A paper at the 2009 IFLA Congress identifies many barriers to the adoption of open access (OA) initiatives in scientific research communication, with particular reference to agricultural information in Kenya. The study by Florence Muinde and Gary Gorman concludes that "progress in capitalizing on OA initiatives to enhance accessibility and visibility to Kenyan/African research has been slow.
At the beginning they highlight one crucial issue: The researchers they interviewed argued that "the priority need in agricultural and scientific research in Kenya was reinforcement of strategic research communication capacity to first ensure there was a message that can be communicated either OA or otherwise." As the authors later conclude: "The availability of appropriate content remains crucial."
Other findings include:
"Many researchers in the public institutions, especially the universities, were yet to come to terms with e-communication processes in research, including e-publishing and the open access initiatives and software that can aid free sharing of scientific research information. "
"Computer-mediated ICT, on which OA is predicated, had not been integrated into work routines."
"Lack of institutional framework and policy regulations to guide online communication of government information made scientists unwilling to share research information online."

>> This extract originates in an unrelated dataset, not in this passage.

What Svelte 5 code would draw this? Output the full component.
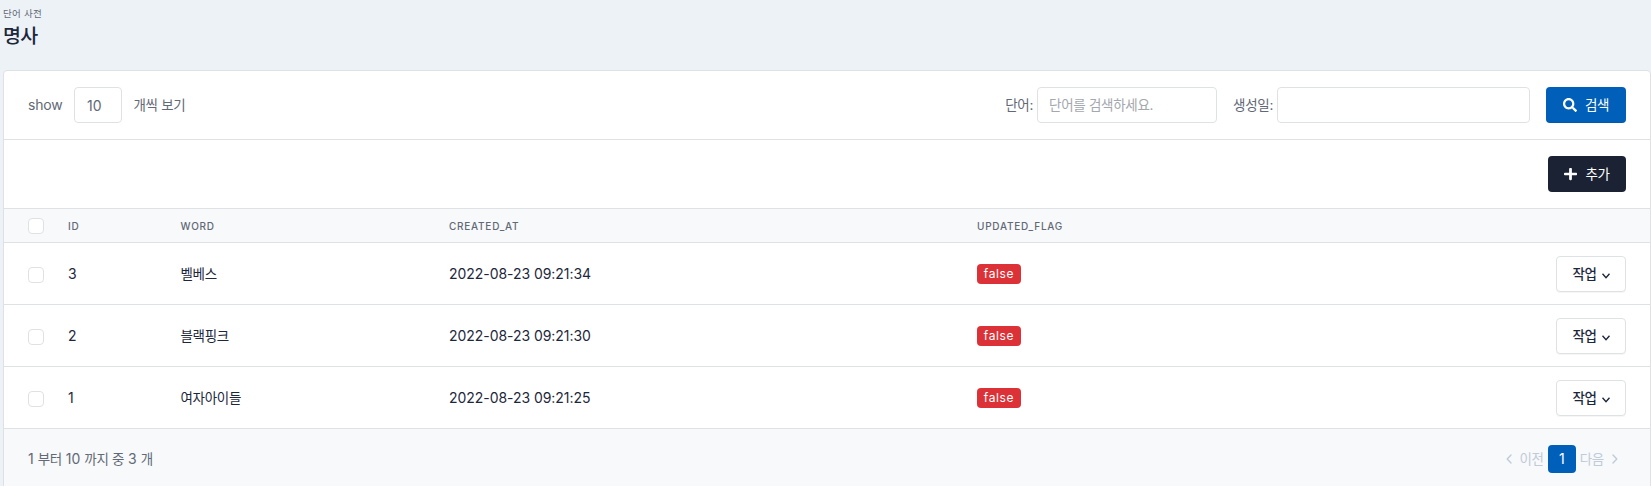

"Both research communication and ICT were not a priority in budget allocation, resulting in infrastructural problems that discouraged OA initiatives. Also, disconnect between the policy-making wing and the research community resulted in lack of enforcement to communicate research and so no efforts to spearhead open access initiatives that could facilitate access to scientific information."
"Researchers lacked skills to search and manipulate online information systems, write, speak, organize and present their research."
"There were no institutional repositories that could provide a platform for scientific knowledge sharing and full text open access journals were limited. "
OA is hindered by "conflicting institutional mandates and government regulations where those who produce scientific information are not charged with dissemination and those supposed to disseminate are unfacilitated."
"The study recommends the need for massive awareness campaigns on available OA initiatives and introduction of institutional frameworks and strategies on harnessing OA initiatives to communicate local research outputs. This should be in addition to revision of prohibitive government policy and legislation and introduction of new policy legislation that creates an enabling environment for online communication of agricultural and scientific information. Capacity building, both in communication and ICT capability, should be enhanced. Above all, there is need for both government and donor and other agencies to increase support for research and ICT infrastructure to ensure sustainability."